To be done:
Print all entries precisely as they are written.

start Given data

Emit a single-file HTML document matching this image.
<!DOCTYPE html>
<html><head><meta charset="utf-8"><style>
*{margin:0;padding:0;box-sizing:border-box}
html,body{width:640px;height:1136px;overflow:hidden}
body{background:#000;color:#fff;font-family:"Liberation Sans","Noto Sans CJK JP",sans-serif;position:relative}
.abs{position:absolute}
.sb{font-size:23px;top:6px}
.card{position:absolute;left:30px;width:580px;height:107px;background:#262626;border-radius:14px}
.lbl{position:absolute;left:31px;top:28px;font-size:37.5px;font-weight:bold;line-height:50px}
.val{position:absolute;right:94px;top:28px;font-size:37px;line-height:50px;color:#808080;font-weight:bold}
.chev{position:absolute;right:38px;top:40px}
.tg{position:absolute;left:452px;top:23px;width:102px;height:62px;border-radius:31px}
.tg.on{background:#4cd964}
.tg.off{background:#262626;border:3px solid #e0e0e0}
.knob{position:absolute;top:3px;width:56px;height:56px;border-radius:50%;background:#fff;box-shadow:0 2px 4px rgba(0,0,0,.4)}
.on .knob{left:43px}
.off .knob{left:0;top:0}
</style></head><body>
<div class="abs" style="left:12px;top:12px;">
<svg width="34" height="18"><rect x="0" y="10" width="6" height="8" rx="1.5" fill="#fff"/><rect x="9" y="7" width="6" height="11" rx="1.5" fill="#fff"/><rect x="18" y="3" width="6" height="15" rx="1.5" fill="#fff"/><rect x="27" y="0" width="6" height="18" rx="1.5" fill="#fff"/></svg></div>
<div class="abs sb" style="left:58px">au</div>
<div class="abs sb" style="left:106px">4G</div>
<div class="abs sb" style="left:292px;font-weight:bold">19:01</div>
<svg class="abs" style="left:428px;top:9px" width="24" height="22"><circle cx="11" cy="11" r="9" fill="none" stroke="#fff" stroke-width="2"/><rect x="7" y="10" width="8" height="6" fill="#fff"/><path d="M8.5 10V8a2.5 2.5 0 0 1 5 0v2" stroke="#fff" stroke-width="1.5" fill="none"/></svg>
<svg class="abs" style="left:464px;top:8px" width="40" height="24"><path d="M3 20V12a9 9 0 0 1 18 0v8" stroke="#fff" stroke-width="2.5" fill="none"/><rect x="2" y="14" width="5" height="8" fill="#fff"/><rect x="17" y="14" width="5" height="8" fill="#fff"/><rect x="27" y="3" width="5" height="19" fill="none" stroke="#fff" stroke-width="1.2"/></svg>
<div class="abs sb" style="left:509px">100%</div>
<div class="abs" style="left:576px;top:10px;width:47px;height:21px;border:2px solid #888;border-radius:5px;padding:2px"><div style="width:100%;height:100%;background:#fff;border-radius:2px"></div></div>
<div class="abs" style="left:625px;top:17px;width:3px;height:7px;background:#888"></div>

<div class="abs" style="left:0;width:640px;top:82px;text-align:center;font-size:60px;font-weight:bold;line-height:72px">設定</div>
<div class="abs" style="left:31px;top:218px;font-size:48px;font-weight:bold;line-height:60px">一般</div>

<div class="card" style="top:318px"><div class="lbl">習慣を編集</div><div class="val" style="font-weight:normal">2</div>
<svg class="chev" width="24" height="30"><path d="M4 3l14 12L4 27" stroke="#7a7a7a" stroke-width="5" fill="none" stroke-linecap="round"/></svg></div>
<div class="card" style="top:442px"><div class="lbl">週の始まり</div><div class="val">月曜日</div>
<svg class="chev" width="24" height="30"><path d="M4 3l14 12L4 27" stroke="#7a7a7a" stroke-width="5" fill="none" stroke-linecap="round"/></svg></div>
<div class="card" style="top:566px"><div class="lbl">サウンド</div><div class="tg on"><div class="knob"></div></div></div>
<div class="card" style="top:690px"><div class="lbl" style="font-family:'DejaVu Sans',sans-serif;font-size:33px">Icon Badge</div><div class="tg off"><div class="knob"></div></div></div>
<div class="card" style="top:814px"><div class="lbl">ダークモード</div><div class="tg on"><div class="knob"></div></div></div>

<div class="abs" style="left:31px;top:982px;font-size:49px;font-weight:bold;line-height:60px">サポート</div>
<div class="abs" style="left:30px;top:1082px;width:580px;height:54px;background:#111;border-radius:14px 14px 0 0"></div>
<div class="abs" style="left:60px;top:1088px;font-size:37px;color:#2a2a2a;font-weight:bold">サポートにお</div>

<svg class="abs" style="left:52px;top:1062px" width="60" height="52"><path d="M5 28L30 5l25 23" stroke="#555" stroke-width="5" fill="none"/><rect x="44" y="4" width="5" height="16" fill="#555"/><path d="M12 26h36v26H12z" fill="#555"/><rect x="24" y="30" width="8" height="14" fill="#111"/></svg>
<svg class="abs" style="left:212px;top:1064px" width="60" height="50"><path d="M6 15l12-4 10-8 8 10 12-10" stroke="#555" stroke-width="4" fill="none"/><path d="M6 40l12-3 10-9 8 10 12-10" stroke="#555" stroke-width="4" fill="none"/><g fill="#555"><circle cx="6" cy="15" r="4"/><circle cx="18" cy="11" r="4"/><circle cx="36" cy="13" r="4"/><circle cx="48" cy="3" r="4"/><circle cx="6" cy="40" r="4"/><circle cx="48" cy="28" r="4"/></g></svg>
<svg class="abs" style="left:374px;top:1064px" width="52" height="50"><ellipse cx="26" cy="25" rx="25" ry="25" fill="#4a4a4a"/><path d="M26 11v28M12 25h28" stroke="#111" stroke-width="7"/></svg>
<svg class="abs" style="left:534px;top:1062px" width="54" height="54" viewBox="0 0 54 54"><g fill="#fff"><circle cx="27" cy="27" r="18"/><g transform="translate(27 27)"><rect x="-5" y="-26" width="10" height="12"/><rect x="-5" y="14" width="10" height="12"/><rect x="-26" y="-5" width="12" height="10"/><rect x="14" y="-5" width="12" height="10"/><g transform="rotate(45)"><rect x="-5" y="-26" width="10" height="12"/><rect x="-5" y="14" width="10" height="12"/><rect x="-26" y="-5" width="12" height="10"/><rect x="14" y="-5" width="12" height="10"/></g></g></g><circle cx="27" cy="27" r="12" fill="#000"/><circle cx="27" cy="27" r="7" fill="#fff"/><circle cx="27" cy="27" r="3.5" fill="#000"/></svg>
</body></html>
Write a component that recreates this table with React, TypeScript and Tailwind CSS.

end Given data

Output for this exercise:
Emit a single-file HTML document matching this image.
<!DOCTYPE html>
<html><head><meta charset="utf-8"><style>
*{margin:0;padding:0;box-sizing:border-box}
html,body{width:640px;height:1136px;overflow:hidden}
body{background:#000;color:#fff;font-family:"Liberation Sans","Noto Sans CJK JP",sans-serif;position:relative}
.abs{position:absolute}
.sb{font-size:23px;top:6px}
.card{position:absolute;left:30px;width:580px;height:107px;background:#262626;border-radius:14px}
.lbl{position:absolute;left:31px;top:28px;font-size:37.5px;font-weight:bold;line-height:50px}
.val{position:absolute;right:94px;top:28px;font-size:37px;line-height:50px;color:#808080;font-weight:bold}
.chev{position:absolute;right:38px;top:40px}
.tg{position:absolute;left:452px;top:23px;width:102px;height:62px;border-radius:31px}
.tg.on{background:#4cd964}
.tg.off{background:#262626;border:3px solid #e0e0e0}
.knob{position:absolute;top:3px;width:56px;height:56px;border-radius:50%;background:#fff;box-shadow:0 2px 4px rgba(0,0,0,.4)}
.on .knob{left:43px}
.off .knob{left:0;top:0}
</style></head><body>
<div class="abs" style="left:12px;top:12px;">
<svg width="34" height="18"><rect x="0" y="10" width="6" height="8" rx="1.5" fill="#fff"/><rect x="9" y="7" width="6" height="11" rx="1.5" fill="#fff"/><rect x="18" y="3" width="6" height="15" rx="1.5" fill="#fff"/><rect x="27" y="0" width="6" height="18" rx="1.5" fill="#fff"/></svg></div>
<div class="abs sb" style="left:58px">au</div>
<div class="abs sb" style="left:106px">4G</div>
<div class="abs sb" style="left:292px;font-weight:bold">19:01</div>
<svg class="abs" style="left:428px;top:9px" width="24" height="22"><circle cx="11" cy="11" r="9" fill="none" stroke="#fff" stroke-width="2"/><rect x="7" y="10" width="8" height="6" fill="#fff"/><path d="M8.5 10V8a2.5 2.5 0 0 1 5 0v2" stroke="#fff" stroke-width="1.5" fill="none"/></svg>
<svg class="abs" style="left:464px;top:8px" width="40" height="24"><path d="M3 20V12a9 9 0 0 1 18 0v8" stroke="#fff" stroke-width="2.5" fill="none"/><rect x="2" y="14" width="5" height="8" fill="#fff"/><rect x="17" y="14" width="5" height="8" fill="#fff"/><rect x="27" y="3" width="5" height="19" fill="none" stroke="#fff" stroke-width="1.2"/></svg>
<div class="abs sb" style="left:509px">100%</div>
<div class="abs" style="left:576px;top:10px;width:47px;height:21px;border:2px solid #888;border-radius:5px;padding:2px"><div style="width:100%;height:100%;background:#fff;border-radius:2px"></div></div>
<div class="abs" style="left:625px;top:17px;width:3px;height:7px;background:#888"></div>

<div class="abs" style="left:0;width:640px;top:82px;text-align:center;font-size:60px;font-weight:bold;line-height:72px">設定</div>
<div class="abs" style="left:31px;top:218px;font-size:48px;font-weight:bold;line-height:60px">一般</div>

<div class="card" style="top:318px"><div class="lbl">習慣を編集</div><div class="val" style="font-weight:normal">2</div>
<svg class="chev" width="24" height="30"><path d="M4 3l14 12L4 27" stroke="#7a7a7a" stroke-width="5" fill="none" stroke-linecap="round"/></svg></div>
<div class="card" style="top:442px"><div class="lbl">週の始まり</div><div class="val">月曜日</div>
<svg class="chev" width="24" height="30"><path d="M4 3l14 12L4 27" stroke="#7a7a7a" stroke-width="5" fill="none" stroke-linecap="round"/></svg></div>
<div class="card" style="top:566px"><div class="lbl">サウンド</div><div class="tg on"><div class="knob"></div></div></div>
<div class="card" style="top:690px"><div class="lbl" style="font-family:'DejaVu Sans',sans-serif;font-size:33px">Icon Badge</div><div class="tg off"><div class="knob"></div></div></div>
<div class="card" style="top:814px"><div class="lbl">ダークモード</div><div class="tg on"><div class="knob"></div></div></div>

<div class="abs" style="left:31px;top:982px;font-size:49px;font-weight:bold;line-height:60px">サポート</div>
<div class="abs" style="left:30px;top:1082px;width:580px;height:54px;background:#111;border-radius:14px 14px 0 0"></div>
<div class="abs" style="left:60px;top:1088px;font-size:37px;color:#2a2a2a;font-weight:bold">サポートにお</div>

<svg class="abs" style="left:52px;top:1062px" width="60" height="52"><path d="M5 28L30 5l25 23" stroke="#555" stroke-width="5" fill="none"/><rect x="44" y="4" width="5" height="16" fill="#555"/><path d="M12 26h36v26H12z" fill="#555"/><rect x="24" y="30" width="8" height="14" fill="#111"/></svg>
<svg class="abs" style="left:212px;top:1064px" width="60" height="50"><path d="M6 15l12-4 10-8 8 10 12-10" stroke="#555" stroke-width="4" fill="none"/><path d="M6 40l12-3 10-9 8 10 12-10" stroke="#555" stroke-width="4" fill="none"/><g fill="#555"><circle cx="6" cy="15" r="4"/><circle cx="18" cy="11" r="4"/><circle cx="36" cy="13" r="4"/><circle cx="48" cy="3" r="4"/><circle cx="6" cy="40" r="4"/><circle cx="48" cy="28" r="4"/></g></svg>
<svg class="abs" style="left:374px;top:1064px" width="52" height="50"><ellipse cx="26" cy="25" rx="25" ry="25" fill="#4a4a4a"/><path d="M26 11v28M12 25h28" stroke="#111" stroke-width="7"/></svg>
<svg class="abs" style="left:534px;top:1062px" width="54" height="54" viewBox="0 0 54 54"><g fill="#fff"><circle cx="27" cy="27" r="18"/><g transform="translate(27 27)"><rect x="-5" y="-26" width="10" height="12"/><rect x="-5" y="14" width="10" height="12"/><rect x="-26" y="-5" width="12" height="10"/><rect x="14" y="-5" width="12" height="10"/><g transform="rotate(45)"><rect x="-5" y="-26" width="10" height="12"/><rect x="-5" y="14" width="10" height="12"/><rect x="-26" y="-5" width="12" height="10"/><rect x="14" y="-5" width="12" height="10"/></g></g></g><circle cx="27" cy="27" r="12" fill="#000"/><circle cx="27" cy="27" r="7" fill="#fff"/><circle cx="27" cy="27" r="3.5" fill="#000"/></svg>
</body></html>
Write a component that recreates this table with React, TypeScript and Tailwind CSS.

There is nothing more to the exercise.